--- Your task ---
Identify the lines in the data below that contain "this" and give only how many there are.

--- Data listing ---
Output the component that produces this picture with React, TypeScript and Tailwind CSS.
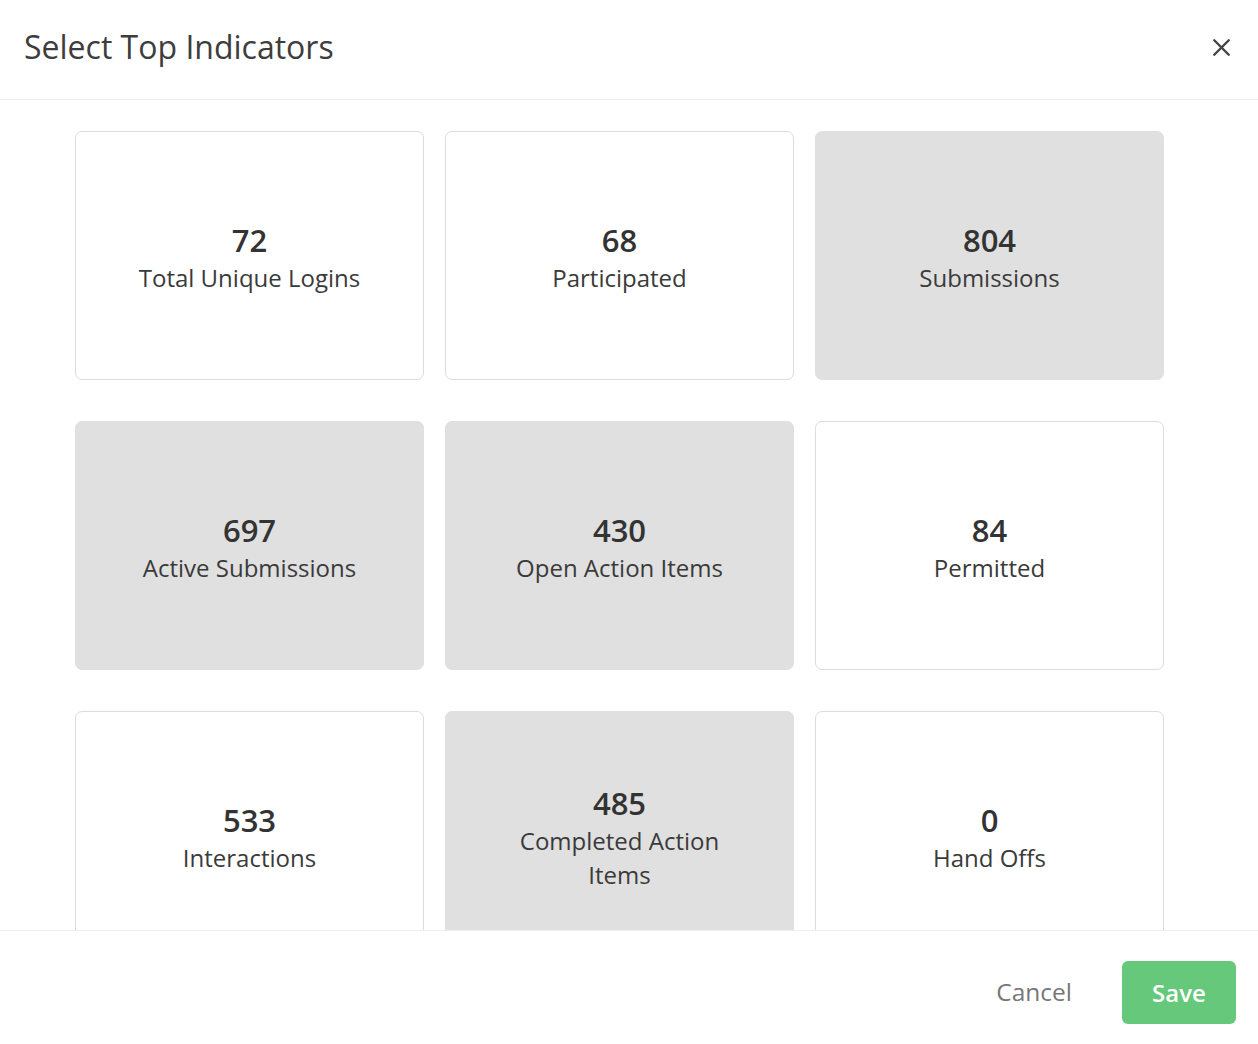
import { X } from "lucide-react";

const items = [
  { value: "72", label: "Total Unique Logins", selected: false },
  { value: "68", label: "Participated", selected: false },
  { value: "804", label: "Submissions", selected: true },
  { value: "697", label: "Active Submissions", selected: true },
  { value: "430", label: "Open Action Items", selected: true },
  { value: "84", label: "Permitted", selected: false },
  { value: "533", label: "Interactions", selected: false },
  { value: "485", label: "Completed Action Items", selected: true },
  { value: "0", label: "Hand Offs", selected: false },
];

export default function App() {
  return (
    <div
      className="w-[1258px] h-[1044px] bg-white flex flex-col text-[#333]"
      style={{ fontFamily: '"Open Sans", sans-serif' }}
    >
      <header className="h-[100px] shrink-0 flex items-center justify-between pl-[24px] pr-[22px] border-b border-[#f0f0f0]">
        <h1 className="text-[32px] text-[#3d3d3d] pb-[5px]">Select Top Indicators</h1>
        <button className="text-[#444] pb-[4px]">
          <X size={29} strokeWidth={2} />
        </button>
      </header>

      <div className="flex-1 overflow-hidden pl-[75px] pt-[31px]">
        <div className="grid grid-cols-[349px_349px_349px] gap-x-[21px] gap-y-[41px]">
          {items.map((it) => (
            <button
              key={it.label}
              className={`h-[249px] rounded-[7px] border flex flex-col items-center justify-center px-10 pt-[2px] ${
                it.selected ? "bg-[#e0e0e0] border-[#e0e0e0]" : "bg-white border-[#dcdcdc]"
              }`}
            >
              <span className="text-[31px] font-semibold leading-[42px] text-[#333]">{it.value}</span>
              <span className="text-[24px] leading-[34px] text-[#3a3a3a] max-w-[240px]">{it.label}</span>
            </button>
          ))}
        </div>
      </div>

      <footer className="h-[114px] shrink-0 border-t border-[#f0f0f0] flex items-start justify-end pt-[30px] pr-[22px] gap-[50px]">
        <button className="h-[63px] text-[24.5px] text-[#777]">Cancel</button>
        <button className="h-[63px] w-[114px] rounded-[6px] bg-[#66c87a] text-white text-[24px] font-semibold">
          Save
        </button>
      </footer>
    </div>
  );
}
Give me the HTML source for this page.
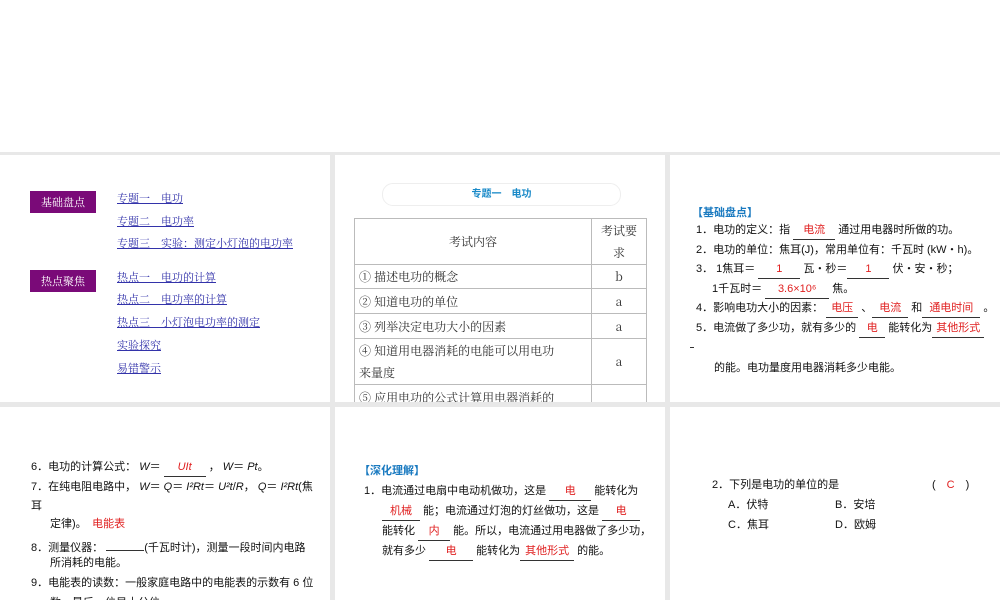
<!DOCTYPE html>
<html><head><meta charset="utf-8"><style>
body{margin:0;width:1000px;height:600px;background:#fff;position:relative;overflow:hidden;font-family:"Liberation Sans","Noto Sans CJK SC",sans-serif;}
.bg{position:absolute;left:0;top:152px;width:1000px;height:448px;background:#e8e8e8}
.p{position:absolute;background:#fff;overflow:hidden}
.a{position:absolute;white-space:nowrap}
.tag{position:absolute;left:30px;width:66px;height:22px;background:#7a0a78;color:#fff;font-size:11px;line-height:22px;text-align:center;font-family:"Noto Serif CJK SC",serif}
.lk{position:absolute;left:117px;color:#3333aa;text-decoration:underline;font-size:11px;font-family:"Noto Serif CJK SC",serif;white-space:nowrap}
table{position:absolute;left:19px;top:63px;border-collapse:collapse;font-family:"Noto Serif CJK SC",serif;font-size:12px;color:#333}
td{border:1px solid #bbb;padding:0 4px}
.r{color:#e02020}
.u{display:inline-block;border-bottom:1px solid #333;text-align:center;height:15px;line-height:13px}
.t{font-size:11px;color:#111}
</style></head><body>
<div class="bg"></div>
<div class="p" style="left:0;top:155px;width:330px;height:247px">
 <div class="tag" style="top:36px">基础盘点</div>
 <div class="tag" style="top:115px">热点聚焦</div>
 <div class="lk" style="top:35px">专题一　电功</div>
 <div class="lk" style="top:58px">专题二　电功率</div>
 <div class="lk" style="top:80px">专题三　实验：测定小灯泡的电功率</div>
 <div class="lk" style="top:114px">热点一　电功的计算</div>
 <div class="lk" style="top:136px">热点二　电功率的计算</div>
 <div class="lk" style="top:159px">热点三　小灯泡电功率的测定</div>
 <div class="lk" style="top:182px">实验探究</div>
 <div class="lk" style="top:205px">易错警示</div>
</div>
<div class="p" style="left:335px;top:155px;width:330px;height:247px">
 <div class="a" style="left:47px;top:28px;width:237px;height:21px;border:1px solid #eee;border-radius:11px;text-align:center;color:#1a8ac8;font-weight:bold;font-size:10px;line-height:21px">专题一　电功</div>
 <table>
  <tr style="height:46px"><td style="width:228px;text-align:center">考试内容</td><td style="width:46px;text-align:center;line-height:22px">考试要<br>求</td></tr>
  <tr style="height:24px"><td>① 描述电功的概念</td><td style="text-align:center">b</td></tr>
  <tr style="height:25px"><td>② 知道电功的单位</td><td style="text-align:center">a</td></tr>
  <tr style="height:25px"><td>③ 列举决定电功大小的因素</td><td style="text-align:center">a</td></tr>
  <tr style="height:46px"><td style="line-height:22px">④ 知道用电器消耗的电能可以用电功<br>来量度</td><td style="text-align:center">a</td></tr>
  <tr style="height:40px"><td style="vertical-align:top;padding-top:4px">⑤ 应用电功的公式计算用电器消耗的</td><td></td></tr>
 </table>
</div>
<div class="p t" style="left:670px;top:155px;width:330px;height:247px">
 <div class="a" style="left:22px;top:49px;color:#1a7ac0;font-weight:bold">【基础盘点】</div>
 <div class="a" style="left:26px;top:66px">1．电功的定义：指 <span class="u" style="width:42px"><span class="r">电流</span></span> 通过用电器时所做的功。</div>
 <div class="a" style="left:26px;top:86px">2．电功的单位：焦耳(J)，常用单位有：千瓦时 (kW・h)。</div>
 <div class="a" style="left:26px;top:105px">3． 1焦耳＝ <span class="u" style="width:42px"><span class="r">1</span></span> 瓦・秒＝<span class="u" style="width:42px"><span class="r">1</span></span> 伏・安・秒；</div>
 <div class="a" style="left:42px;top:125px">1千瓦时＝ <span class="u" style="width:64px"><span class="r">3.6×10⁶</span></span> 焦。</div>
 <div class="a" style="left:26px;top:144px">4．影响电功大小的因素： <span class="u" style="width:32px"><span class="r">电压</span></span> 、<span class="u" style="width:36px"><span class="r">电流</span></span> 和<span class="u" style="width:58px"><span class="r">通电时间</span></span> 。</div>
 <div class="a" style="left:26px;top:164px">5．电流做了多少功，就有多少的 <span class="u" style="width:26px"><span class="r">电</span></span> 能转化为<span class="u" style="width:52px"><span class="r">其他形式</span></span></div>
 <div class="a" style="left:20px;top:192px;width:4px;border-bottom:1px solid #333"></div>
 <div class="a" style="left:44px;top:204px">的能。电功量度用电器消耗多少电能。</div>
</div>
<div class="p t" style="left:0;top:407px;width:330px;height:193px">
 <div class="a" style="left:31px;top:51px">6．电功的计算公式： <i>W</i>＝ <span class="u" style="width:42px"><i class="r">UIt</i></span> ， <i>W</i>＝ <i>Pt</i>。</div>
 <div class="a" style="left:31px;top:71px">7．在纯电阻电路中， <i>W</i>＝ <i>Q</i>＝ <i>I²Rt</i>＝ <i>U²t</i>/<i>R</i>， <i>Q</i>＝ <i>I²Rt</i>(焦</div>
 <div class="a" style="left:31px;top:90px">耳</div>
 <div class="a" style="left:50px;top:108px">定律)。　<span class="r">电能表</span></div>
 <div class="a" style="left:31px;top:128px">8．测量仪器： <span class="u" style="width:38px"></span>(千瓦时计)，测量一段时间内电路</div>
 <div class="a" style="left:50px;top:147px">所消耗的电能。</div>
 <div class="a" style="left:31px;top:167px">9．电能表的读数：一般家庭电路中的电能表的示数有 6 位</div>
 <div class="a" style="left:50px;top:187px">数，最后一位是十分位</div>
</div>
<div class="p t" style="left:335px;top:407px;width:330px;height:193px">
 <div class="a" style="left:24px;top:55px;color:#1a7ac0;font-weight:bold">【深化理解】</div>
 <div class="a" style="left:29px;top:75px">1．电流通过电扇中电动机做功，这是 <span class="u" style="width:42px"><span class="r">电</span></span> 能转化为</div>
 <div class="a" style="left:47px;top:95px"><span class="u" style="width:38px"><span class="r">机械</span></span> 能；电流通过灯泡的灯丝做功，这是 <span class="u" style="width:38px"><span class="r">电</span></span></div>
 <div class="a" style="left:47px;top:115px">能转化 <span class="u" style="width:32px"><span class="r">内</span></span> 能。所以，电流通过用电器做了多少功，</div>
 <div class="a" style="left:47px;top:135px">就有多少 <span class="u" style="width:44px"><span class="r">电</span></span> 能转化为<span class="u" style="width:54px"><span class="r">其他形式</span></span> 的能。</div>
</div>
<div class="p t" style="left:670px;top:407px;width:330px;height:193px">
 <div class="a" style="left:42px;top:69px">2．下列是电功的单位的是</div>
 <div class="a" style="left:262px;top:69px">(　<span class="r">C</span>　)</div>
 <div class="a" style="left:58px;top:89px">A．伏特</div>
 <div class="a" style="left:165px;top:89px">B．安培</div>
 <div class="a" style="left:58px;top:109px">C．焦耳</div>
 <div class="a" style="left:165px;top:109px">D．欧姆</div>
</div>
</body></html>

--- Exercise answer ---
2